- _WHAT IS NEEDED_: Nothing outside the range is to be copied. From the entries below, reproduce exactly the lines starting at the one with "Write a component" and ending at the one with "import React from", without pictures.

---------- DATASET CONTENT ----------

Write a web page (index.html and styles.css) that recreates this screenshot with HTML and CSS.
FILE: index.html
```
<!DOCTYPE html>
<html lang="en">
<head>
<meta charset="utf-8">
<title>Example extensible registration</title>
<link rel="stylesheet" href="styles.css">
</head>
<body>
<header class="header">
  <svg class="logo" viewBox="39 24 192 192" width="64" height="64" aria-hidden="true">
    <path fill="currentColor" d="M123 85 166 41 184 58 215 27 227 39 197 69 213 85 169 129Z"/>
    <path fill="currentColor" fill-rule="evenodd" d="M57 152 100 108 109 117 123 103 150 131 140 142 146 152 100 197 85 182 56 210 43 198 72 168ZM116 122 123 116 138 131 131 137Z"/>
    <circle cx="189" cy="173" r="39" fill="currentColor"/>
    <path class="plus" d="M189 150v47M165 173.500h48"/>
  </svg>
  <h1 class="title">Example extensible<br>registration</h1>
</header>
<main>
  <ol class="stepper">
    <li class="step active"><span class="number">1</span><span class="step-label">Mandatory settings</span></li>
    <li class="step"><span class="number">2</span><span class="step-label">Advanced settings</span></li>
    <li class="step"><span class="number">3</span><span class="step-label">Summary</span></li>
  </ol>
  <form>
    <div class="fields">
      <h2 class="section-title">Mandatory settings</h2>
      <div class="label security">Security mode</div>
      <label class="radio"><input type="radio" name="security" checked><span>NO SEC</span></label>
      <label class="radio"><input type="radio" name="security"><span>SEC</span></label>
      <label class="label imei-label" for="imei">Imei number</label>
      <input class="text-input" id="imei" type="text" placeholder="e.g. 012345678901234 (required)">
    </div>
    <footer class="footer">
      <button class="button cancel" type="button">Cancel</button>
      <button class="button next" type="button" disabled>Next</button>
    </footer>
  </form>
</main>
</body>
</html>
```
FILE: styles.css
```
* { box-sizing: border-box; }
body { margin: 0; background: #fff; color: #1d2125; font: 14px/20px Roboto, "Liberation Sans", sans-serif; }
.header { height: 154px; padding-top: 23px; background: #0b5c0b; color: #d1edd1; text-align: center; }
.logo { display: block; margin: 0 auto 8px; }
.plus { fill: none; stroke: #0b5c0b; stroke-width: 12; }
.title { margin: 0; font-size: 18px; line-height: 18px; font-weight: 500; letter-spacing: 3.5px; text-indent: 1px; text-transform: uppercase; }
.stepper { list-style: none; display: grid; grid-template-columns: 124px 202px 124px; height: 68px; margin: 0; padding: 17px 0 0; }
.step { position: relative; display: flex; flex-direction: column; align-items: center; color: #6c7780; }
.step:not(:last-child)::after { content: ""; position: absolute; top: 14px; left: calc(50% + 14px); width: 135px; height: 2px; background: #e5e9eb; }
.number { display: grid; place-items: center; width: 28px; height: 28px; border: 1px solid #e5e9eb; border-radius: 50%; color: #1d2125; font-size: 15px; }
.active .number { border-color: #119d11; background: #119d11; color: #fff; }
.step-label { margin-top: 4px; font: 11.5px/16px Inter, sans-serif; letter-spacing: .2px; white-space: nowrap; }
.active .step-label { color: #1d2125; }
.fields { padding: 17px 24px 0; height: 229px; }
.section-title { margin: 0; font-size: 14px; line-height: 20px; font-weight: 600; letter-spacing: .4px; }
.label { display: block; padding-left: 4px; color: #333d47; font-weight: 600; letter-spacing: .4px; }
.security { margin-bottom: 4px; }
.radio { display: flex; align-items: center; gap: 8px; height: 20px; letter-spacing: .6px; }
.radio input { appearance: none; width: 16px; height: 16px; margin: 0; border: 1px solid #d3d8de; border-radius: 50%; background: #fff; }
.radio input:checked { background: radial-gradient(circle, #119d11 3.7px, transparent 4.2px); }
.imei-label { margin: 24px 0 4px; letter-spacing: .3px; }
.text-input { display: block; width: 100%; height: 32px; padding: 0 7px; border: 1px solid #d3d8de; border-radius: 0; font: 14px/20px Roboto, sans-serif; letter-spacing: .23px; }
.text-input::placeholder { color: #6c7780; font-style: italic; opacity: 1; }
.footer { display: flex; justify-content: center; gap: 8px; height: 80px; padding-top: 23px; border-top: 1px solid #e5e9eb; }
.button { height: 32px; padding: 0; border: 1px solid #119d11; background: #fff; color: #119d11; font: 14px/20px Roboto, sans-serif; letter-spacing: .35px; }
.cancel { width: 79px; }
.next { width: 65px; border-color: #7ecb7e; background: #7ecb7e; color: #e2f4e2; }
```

----------
---------- DATASET CONTENT ----------

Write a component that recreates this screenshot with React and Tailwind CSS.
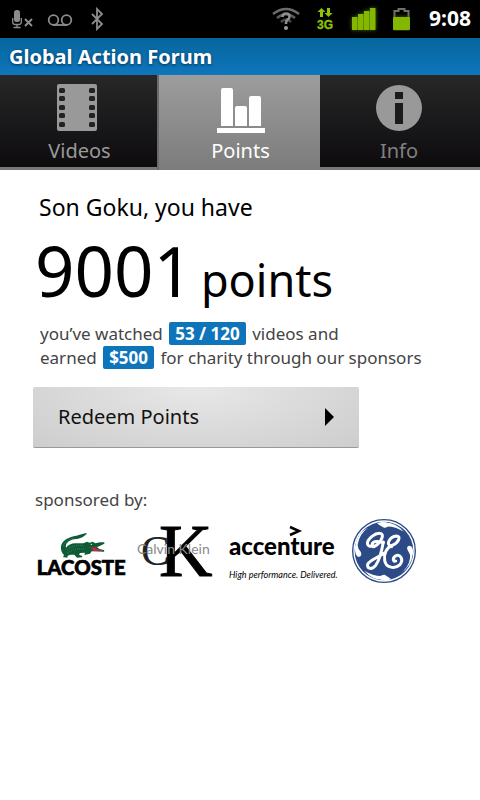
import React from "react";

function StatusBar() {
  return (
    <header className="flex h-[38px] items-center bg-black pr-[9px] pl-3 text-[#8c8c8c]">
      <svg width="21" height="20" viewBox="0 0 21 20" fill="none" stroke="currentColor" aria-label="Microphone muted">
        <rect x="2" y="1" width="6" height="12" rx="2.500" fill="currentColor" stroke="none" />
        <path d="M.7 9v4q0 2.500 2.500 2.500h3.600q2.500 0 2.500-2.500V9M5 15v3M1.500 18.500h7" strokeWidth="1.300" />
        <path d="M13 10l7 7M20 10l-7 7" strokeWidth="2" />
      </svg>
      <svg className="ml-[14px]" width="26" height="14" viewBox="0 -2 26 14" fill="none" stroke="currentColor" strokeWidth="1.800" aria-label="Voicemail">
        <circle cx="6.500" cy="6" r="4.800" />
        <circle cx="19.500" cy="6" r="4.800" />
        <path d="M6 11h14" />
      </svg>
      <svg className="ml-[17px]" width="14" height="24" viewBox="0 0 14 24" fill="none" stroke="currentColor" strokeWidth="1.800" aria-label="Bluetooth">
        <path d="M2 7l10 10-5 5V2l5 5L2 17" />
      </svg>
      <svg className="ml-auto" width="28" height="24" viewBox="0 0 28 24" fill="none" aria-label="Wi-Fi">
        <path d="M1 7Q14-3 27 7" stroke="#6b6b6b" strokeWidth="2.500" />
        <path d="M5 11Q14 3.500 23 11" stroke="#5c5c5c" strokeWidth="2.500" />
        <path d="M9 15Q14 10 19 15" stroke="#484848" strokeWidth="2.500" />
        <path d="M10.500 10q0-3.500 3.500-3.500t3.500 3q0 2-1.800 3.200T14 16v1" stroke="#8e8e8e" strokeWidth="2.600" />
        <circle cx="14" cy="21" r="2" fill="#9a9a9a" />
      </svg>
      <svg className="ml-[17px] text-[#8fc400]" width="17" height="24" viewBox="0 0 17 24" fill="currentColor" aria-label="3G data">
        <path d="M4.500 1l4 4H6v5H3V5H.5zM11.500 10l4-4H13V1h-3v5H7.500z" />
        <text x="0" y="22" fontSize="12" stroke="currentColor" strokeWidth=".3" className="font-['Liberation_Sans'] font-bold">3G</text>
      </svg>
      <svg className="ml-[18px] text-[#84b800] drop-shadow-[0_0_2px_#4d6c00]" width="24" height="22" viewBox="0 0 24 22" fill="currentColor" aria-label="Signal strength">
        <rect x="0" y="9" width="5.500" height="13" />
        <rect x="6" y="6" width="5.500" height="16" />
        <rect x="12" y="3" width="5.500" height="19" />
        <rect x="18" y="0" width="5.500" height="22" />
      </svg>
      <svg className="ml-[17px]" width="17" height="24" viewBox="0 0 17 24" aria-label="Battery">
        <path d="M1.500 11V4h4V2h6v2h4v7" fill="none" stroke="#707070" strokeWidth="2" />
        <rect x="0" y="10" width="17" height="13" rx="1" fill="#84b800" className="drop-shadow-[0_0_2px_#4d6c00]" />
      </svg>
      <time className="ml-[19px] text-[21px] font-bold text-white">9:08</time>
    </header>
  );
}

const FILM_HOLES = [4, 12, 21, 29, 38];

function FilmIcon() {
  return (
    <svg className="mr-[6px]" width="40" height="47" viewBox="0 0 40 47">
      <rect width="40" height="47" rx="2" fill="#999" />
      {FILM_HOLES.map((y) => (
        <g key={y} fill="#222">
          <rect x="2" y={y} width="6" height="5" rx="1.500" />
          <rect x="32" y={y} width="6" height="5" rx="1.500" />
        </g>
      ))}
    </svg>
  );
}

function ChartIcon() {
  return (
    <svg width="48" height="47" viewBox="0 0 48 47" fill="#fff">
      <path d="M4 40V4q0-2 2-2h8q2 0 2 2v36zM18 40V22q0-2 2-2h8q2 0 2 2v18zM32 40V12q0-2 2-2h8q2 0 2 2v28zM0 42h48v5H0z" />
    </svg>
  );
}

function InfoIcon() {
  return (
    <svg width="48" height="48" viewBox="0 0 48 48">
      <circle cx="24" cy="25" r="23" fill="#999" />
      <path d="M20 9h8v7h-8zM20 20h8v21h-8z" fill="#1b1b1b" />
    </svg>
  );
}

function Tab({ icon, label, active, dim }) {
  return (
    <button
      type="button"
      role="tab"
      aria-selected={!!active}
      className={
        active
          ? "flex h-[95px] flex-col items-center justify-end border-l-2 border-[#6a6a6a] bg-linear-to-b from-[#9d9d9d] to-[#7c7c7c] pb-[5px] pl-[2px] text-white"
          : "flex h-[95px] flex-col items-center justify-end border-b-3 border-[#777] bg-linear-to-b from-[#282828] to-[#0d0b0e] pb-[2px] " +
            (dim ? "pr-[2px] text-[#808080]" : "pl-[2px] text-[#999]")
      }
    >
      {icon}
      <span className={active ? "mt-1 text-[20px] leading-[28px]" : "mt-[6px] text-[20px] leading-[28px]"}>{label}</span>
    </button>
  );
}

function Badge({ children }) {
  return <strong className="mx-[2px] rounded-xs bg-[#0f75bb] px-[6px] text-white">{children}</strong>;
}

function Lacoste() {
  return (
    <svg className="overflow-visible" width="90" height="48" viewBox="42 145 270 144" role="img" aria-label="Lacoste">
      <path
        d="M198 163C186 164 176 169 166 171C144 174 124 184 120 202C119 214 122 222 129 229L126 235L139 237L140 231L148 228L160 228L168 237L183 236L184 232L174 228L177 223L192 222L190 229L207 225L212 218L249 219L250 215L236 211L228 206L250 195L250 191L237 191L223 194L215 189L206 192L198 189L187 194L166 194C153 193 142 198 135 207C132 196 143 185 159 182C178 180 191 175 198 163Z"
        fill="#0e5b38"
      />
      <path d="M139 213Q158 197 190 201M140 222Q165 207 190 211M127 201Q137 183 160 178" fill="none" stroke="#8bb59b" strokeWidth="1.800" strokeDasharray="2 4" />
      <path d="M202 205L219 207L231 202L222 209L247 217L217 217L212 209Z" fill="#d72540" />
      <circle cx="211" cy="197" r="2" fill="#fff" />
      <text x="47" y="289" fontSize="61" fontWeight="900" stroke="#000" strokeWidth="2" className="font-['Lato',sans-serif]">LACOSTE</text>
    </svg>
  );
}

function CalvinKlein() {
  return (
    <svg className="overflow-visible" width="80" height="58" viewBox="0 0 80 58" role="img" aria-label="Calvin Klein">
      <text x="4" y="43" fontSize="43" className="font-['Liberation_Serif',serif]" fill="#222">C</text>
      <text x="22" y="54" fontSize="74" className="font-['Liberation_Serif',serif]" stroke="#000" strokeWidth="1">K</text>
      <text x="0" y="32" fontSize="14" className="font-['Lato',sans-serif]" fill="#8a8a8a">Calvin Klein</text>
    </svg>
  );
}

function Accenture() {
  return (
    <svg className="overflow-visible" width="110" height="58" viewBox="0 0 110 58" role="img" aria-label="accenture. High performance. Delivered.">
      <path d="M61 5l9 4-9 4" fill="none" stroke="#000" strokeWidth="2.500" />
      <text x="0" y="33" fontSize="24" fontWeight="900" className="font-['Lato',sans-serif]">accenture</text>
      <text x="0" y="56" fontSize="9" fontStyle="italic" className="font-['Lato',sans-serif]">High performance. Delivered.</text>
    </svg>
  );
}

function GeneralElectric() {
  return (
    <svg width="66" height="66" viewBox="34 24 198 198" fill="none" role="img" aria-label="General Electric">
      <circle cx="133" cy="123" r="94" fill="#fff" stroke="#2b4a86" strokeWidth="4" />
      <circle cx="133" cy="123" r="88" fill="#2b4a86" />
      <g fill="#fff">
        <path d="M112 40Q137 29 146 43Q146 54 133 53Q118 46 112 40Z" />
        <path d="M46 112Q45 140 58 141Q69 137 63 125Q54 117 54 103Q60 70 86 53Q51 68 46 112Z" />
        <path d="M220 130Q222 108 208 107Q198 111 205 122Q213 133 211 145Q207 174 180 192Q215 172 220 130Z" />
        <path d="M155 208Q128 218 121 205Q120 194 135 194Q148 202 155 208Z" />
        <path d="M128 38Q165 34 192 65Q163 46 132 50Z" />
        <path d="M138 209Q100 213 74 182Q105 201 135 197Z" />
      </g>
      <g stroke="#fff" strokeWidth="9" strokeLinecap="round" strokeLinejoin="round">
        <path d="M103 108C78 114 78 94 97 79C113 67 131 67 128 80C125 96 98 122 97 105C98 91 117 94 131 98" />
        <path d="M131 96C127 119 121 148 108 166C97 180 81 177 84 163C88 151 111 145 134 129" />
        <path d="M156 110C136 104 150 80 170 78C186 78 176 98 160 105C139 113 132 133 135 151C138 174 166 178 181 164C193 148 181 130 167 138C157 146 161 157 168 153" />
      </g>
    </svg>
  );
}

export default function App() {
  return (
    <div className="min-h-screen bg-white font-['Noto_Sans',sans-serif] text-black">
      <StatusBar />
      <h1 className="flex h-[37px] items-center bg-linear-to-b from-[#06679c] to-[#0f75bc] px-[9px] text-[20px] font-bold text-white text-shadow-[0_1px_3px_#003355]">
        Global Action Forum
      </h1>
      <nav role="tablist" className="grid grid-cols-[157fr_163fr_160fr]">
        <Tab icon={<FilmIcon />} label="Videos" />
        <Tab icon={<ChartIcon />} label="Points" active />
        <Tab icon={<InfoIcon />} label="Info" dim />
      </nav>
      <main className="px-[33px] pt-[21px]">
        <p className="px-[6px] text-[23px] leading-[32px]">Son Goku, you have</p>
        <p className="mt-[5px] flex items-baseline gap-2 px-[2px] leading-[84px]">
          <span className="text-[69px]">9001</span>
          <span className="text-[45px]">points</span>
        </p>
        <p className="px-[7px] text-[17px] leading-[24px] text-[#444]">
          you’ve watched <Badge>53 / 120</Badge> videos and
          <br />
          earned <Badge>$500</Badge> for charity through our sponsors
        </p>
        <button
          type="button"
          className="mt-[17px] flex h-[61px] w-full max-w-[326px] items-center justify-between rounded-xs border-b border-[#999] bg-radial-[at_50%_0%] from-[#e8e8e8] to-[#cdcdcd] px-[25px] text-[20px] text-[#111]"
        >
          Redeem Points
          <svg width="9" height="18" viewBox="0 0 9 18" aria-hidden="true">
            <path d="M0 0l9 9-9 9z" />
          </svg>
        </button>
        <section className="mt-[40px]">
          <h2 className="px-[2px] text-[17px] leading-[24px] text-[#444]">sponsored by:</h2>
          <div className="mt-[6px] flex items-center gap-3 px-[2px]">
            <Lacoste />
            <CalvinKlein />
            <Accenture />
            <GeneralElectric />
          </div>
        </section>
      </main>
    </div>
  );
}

----------

- _FINISHED EXERCISE_:
Write a component that recreates this screenshot with React and Tailwind CSS.
import React from "react";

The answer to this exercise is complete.